-- start of DATA BLOCK --
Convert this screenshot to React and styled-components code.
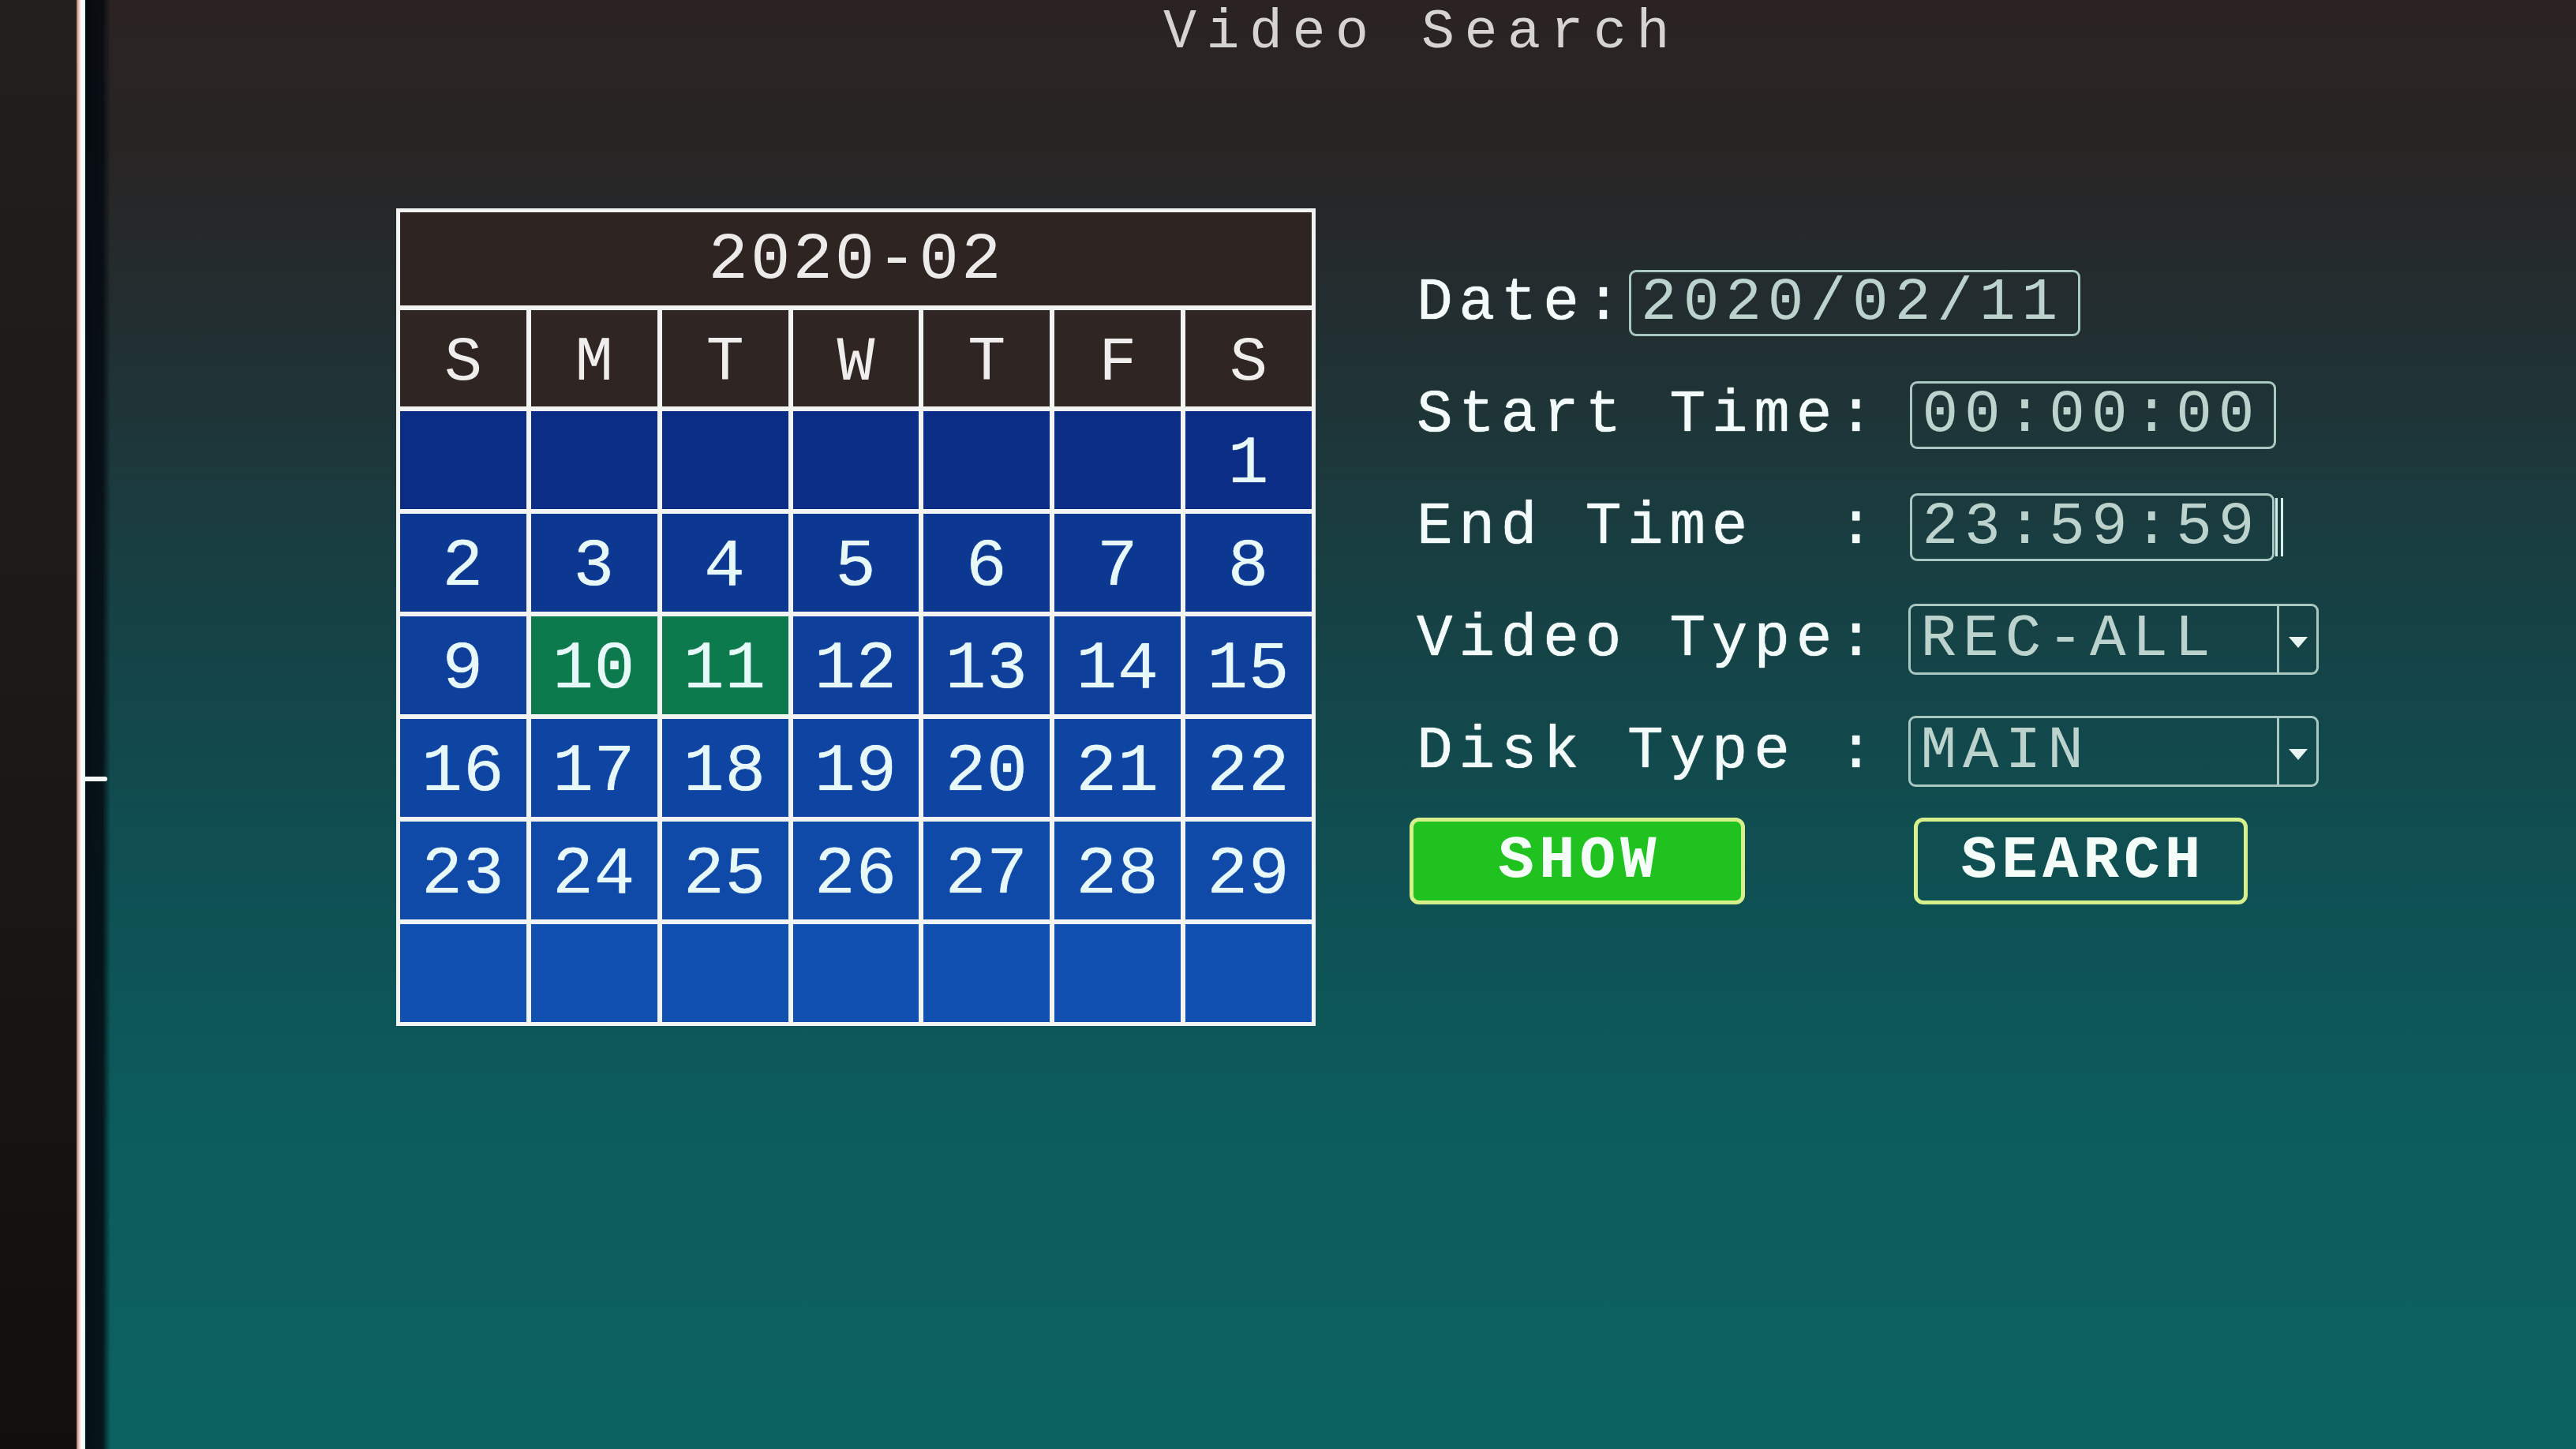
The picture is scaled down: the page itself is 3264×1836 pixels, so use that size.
import React from "react";
import styled, { createGlobalStyle } from "styled-components";

const GlobalStyle = createGlobalStyle`
  html, body { margin: 0; padding: 0; background: #151111; }
  body { font-family: "Liberation Mono", "DejaVu Sans Mono", monospace; }
  * { box-sizing: border-box; }
`;

const Page = styled.div`
  display: flex;
  width: 3264px;
  height: 1836px;
  overflow: hidden;
`;

const Bezel = styled.div`
  width: 97px;
  flex-shrink: 0;
  background: linear-gradient(180deg, #231e1e 0%, #1d1818 50%, #130e0e 100%);
`;

const Edge = styled.div`
  width: 11px;
  flex-shrink: 0;
  background: linear-gradient(90deg, #b07a6a 0%, #f2d8d0 35%, #ffffff 60%, #dff4f6 100%);
`;

const Screen = styled.div`
  position: relative;
  flex: 1;
  display: flex;
  flex-direction: column;
  background:
    linear-gradient(90deg, rgba(4, 10, 16, 0.92) 0px, rgba(4, 10, 16, 0.85) 22px, rgba(4, 10, 16, 0) 32px),
    linear-gradient(180deg, #2b2323 0%, #282424 10%, #222e30 22%, #183e41 38%, #0f4e51 58%, #0c5c5c 78%, #0b6260 100%);
`;

const Tick = styled.div`
  position: absolute;
  left: 0;
  top: 984px;
  width: 28px;
  height: 6px;
  background: #f4f8f8;
  border-radius: 0 3px 3px 0;
`;

const Title = styled.div`
  padding: 0 0 0 1366px;
  font-size: 70px;
  line-height: 84px;
  letter-spacing: 12.5px;
  color: #d6d4d2;
  white-space: pre;
`;

const Body = styled.div`
  display: flex;
  align-items: flex-start;
  margin: 180px 0 0 394px;
`;

const Calendar = styled.div`
  width: 1165px;
  display: grid;
  grid-template-columns: repeat(7, 1fr);
  grid-template-rows: 118px 122px repeat(6, 124px);
  gap: 6px;
  padding: 5px;
  background: #f2f4f4;
`;

const MonthHeader = styled.div`
  grid-column: 1 / -1;
  display: flex;
  align-items: center;
  justify-content: center;
  background: #2e2523;
  color: #ecebea;
  font-size: 84px;
  letter-spacing: 3px;
  padding-top: 2px;
`;

const DayName = styled.div`
  display: flex;
  align-items: center;
  justify-content: center;
  background: #2f2624;
  color: #efeeec;
  font-size: 80px;
  padding-top: 10px;
`;

const DayCell = styled.div`
  display: flex;
  align-items: center;
  justify-content: center;
  background: ${(p) => (p.$selected ? "#0c7a4c" : p.$shade)};
  color: #e6f8f8;
  font-size: 86px;
  letter-spacing: 1px;
  padding-top: 10px;
  text-shadow: 0 0 1px #ffffff;
`;

const Form = styled.div`
  display: flex;
  flex-direction: column;
  margin-left: 119px;
  padding-top: 76px;
`;

const Row = styled.div`
  display: flex;
  align-items: center;
  height: 88px;
  padding-left: 9px;
  margin-bottom: 54px;
`;

const Label = styled.div`
  font-size: 76px;
  line-height: 1;
  letter-spacing: 7.8px;
  color: #f2fbfa;
  white-space: pre;
  text-shadow: 0 0 1px #ffffff, 0 0 1px #ffffff;
`;

const FieldBox = styled.div`
  position: relative;
  display: flex;
  align-items: center;
  width: ${(p) => p.$width}px;
  height: ${(p) => p.$height || 86}px;
  margin-left: ${(p) => p.$gap}px;
  padding-left: 12px;
  border: 3px solid #a9c8c1;
  border-radius: 9px;
  font-size: 76px;
  line-height: 1;
  letter-spacing: 8px;
  color: #bcd2cd;
  white-space: pre;
  overflow: hidden;
`;

const DropPart = styled.div`
  margin-left: auto;
  width: 50px;
  align-self: stretch;
  border-left: 3px solid #a9c8c1;
  display: flex;
  align-items: center;
  justify-content: center;
  padding-top: 8px;
`;

const Cursor = styled.div`
  width: 10px;
  height: 74px;
  margin-left: 1px;
  border-left: 3px solid #d4eeea;
  border-right: 3px solid #d4eeea;
`;

const ButtonRow = styled.div`
  display: flex;
  align-items: center;
  margin-top: -14px;
`;

const Button = styled.div`
  display: flex;
  align-items: center;
  justify-content: center;
  width: ${(p) => p.$width}px;
  height: 110px;
  margin-left: ${(p) => p.$gap || 0}px;
  border: 5px solid #d6f08c;
  border-radius: 12px;
  background: ${(p) => (p.$active ? "#1fc21f" : "transparent")};
  color: #f4fdf8;
  font-size: 76px;
  font-weight: 700;
  letter-spacing: 6px;
  padding-left: 6px;
`;

const Arrow = () => (
  <svg width="26" height="16" viewBox="0 0 26 16">
    <polygon points="1,1 25,1 13,15" fill="#e8f4f2" />
  </svg>
);

const days = ["S", "M", "T", "W", "T", "F", "S"];
const weeks = [
  [null, null, null, null, null, null, 1],
  [2, 3, 4, 5, 6, 7, 8],
  [9, 10, 11, 12, 13, 14, 15],
  [16, 17, 18, 19, 20, 21, 22],
  [23, 24, 25, 26, 27, 28, 29],
  [null, null, null, null, null, null, null],
];
const shades = ["#0b2d86", "#0c3892", "#0d3f9b", "#0e45a3", "#0f4aa9", "#1150b0"];
const selected = [10, 11];

export default function App() {
  return (
    <>
      <GlobalStyle />
      <Page>
        <Bezel />
        <Edge />
        <Screen>
          <Tick />
          <Title>Video Search</Title>
          <Body>
            <Calendar>
              <MonthHeader>2020-02</MonthHeader>
              {days.map((d, i) => (
                <DayName key={"d" + i}>{d}</DayName>
              ))}
              {weeks.map((w, wi) =>
                w.map((n, di) => (
                  <DayCell
                    key={wi + "-" + di}
                    $shade={shades[wi]}
                    $selected={n !== null && selected.includes(n)}
                  >
                    {n}
                  </DayCell>
                ))
              )}
            </Calendar>
            <Form>
              <Row>
                <Label>Date:</Label>
                <FieldBox $width={572} $height={84} $gap={2}>2020/02/11</FieldBox>
              </Row>
              <Row>
                <Label>Start Time:</Label>
                <FieldBox $width={464} $gap={38}>00:00:00</FieldBox>
              </Row>
              <Row>
                <Label>{"End Time  :"}</Label>
                <FieldBox $width={462} $gap={38}>23:59:59</FieldBox>
                <Cursor />
              </Row>
              <Row>
                <Label>Video Type:</Label>
                <FieldBox $width={520} $height={90} $gap={36}>
                  REC-ALL
                  <DropPart>
                    <Arrow />
                  </DropPart>
                </FieldBox>
              </Row>
              <Row>
                <Label>Disk Type :</Label>
                <FieldBox $width={520} $height={90} $gap={36}>
                  MAIN
                  <DropPart>
                    <Arrow />
                  </DropPart>
                </FieldBox>
              </Row>
              <ButtonRow>
                <Button $width={425} $active>SHOW</Button>
                <Button $width={423} $gap={214}>SEARCH</Button>
              </ButtonRow>
            </Form>
          </Body>
        </Screen>
      </Page>
    </>
  );
}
-- end of DATA BLOCK --
_PROBLEM STATEMENT_: Exclude the pictures, and transcribe all of the material exactly.

_THE COMPLETED TASK_:
Convert this screenshot to React and styled-components code.
The picture is scaled down: the page itself is 3264×1836 pixels, so use that size.
import React from "react";
import styled, { createGlobalStyle } from "styled-components";

const GlobalStyle = createGlobalStyle`
  html, body { margin: 0; padding: 0; background: #151111; }
  body { font-family: "Liberation Mono", "DejaVu Sans Mono", monospace; }
  * { box-sizing: border-box; }
`;

const Page = styled.div`
  display: flex;
  width: 3264px;
  height: 1836px;
  overflow: hidden;
`;

const Bezel = styled.div`
  width: 97px;
  flex-shrink: 0;
  background: linear-gradient(180deg, #231e1e 0%, #1d1818 50%, #130e0e 100%);
`;

const Edge = styled.div`
  width: 11px;
  flex-shrink: 0;
  background: linear-gradient(90deg, #b07a6a 0%, #f2d8d0 35%, #ffffff 60%, #dff4f6 100%);
`;

const Screen = styled.div`
  position: relative;
  flex: 1;
  display: flex;
  flex-direction: column;
  background:
    linear-gradient(90deg, rgba(4, 10, 16, 0.92) 0px, rgba(4, 10, 16, 0.85) 22px, rgba(4, 10, 16, 0) 32px),
    linear-gradient(180deg, #2b2323 0%, #282424 10%, #222e30 22%, #183e41 38%, #0f4e51 58%, #0c5c5c 78%, #0b6260 100%);
`;

const Tick = styled.div`
  position: absolute;
  left: 0;
  top: 984px;
  width: 28px;
  height: 6px;
  background: #f4f8f8;
  border-radius: 0 3px 3px 0;
`;

const Title = styled.div`
  padding: 0 0 0 1366px;
  font-size: 70px;
  line-height: 84px;
  letter-spacing: 12.5px;
  color: #d6d4d2;
  white-space: pre;
`;

const Body = styled.div`
  display: flex;
  align-items: flex-start;
  margin: 180px 0 0 394px;
`;

const Calendar = styled.div`
  width: 1165px;
  display: grid;
  grid-template-columns: repeat(7, 1fr);
  grid-template-rows: 118px 122px repeat(6, 124px);
  gap: 6px;
  padding: 5px;
  background: #f2f4f4;
`;

const MonthHeader = styled.div`
  grid-column: 1 / -1;
  display: flex;
  align-items: center;
  justify-content: center;
  background: #2e2523;
  color: #ecebea;
  font-size: 84px;
  letter-spacing: 3px;
  padding-top: 2px;
`;

const DayName = styled.div`
  display: flex;
  align-items: center;
  justify-content: center;
  background: #2f2624;
  color: #efeeec;
  font-size: 80px;
  padding-top: 10px;
`;

const DayCell = styled.div`
  display: flex;
  align-items: center;
  justify-content: center;
  background: ${(p) => (p.$selected ? "#0c7a4c" : p.$shade)};
  color: #e6f8f8;
  font-size: 86px;
  letter-spacing: 1px;
  padding-top: 10px;
  text-shadow: 0 0 1px #ffffff;
`;

const Form = styled.div`
  display: flex;
  flex-direction: column;
  margin-left: 119px;
  padding-top: 76px;
`;

const Row = styled.div`
  display: flex;
  align-items: center;
  height: 88px;
  padding-left: 9px;
  margin-bottom: 54px;
`;

const Label = styled.div`
  font-size: 76px;
  line-height: 1;
  letter-spacing: 7.8px;
  color: #f2fbfa;
  white-space: pre;
  text-shadow: 0 0 1px #ffffff, 0 0 1px #ffffff;
`;

const FieldBox = styled.div`
  position: relative;
  display: flex;
  align-items: center;
  width: ${(p) => p.$width}px;
  height: ${(p) => p.$height || 86}px;
  margin-left: ${(p) => p.$gap}px;
  padding-left: 12px;
  border: 3px solid #a9c8c1;
  border-radius: 9px;
  font-size: 76px;
  line-height: 1;
  letter-spacing: 8px;
  color: #bcd2cd;
  white-space: pre;
  overflow: hidden;
`;

const DropPart = styled.div`
  margin-left: auto;
  width: 50px;
  align-self: stretch;
  border-left: 3px solid #a9c8c1;
  display: flex;
  align-items: center;
  justify-content: center;
  padding-top: 8px;
`;

const Cursor = styled.div`
  width: 10px;
  height: 74px;
  margin-left: 1px;
  border-left: 3px solid #d4eeea;
  border-right: 3px solid #d4eeea;
`;

const ButtonRow = styled.div`
  display: flex;
  align-items: center;
  margin-top: -14px;
`;

const Button = styled.div`
  display: flex;
  align-items: center;
  justify-content: center;
  width: ${(p) => p.$width}px;
  height: 110px;
  margin-left: ${(p) => p.$gap || 0}px;
  border: 5px solid #d6f08c;
  border-radius: 12px;
  background: ${(p) => (p.$active ? "#1fc21f" : "transparent")};
  color: #f4fdf8;
  font-size: 76px;
  font-weight: 700;
  letter-spacing: 6px;
  padding-left: 6px;
`;

const Arrow = () => (
  <svg width="26" height="16" viewBox="0 0 26 16">
    <polygon points="1,1 25,1 13,15" fill="#e8f4f2" />
  </svg>
);

const days = ["S", "M", "T", "W", "T", "F", "S"];
const weeks = [
  [null, null, null, null, null, null, 1],
  [2, 3, 4, 5, 6, 7, 8],
  [9, 10, 11, 12, 13, 14, 15],
  [16, 17, 18, 19, 20, 21, 22],
  [23, 24, 25, 26, 27, 28, 29],
  [null, null, null, null, null, null, null],
];
const shades = ["#0b2d86", "#0c3892", "#0d3f9b", "#0e45a3", "#0f4aa9", "#1150b0"];
const selected = [10, 11];

export default function App() {
  return (
    <>
      <GlobalStyle />
      <Page>
        <Bezel />
        <Edge />
        <Screen>
          <Tick />
          <Title>Video Search</Title>
          <Body>
            <Calendar>
              <MonthHeader>2020-02</MonthHeader>
              {days.map((d, i) => (
                <DayName key={"d" + i}>{d}</DayName>
              ))}
              {weeks.map((w, wi) =>
                w.map((n, di) => (
                  <DayCell
                    key={wi + "-" + di}
                    $shade={shades[wi]}
                    $selected={n !== null && selected.includes(n)}
                  >
                    {n}
                  </DayCell>
                ))
              )}
            </Calendar>
            <Form>
              <Row>
                <Label>Date:</Label>
                <FieldBox $width={572} $height={84} $gap={2}>2020/02/11</FieldBox>
              </Row>
              <Row>
                <Label>Start Time:</Label>
                <FieldBox $width={464} $gap={38}>00:00:00</FieldBox>
              </Row>
              <Row>
                <Label>{"End Time  :"}</Label>
                <FieldBox $width={462} $gap={38}>23:59:59</FieldBox>
                <Cursor />
              </Row>
              <Row>
                <Label>Video Type:</Label>
                <FieldBox $width={520} $height={90} $gap={36}>
                  REC-ALL
                  <DropPart>
                    <Arrow />
                  </DropPart>
                </FieldBox>
              </Row>
              <Row>
                <Label>Disk Type :</Label>
                <FieldBox $width={520} $height={90} $gap={36}>
                  MAIN
                  <DropPart>
                    <Arrow />
                  </DropPart>
                </FieldBox>
              </Row>
              <ButtonRow>
                <Button $width={425} $active>SHOW</Button>
                <Button $width={423} $gap={214}>SEARCH</Button>
              </ButtonRow>
            </Form>
          </Body>
        </Screen>
      </Page>
    </>
  );
}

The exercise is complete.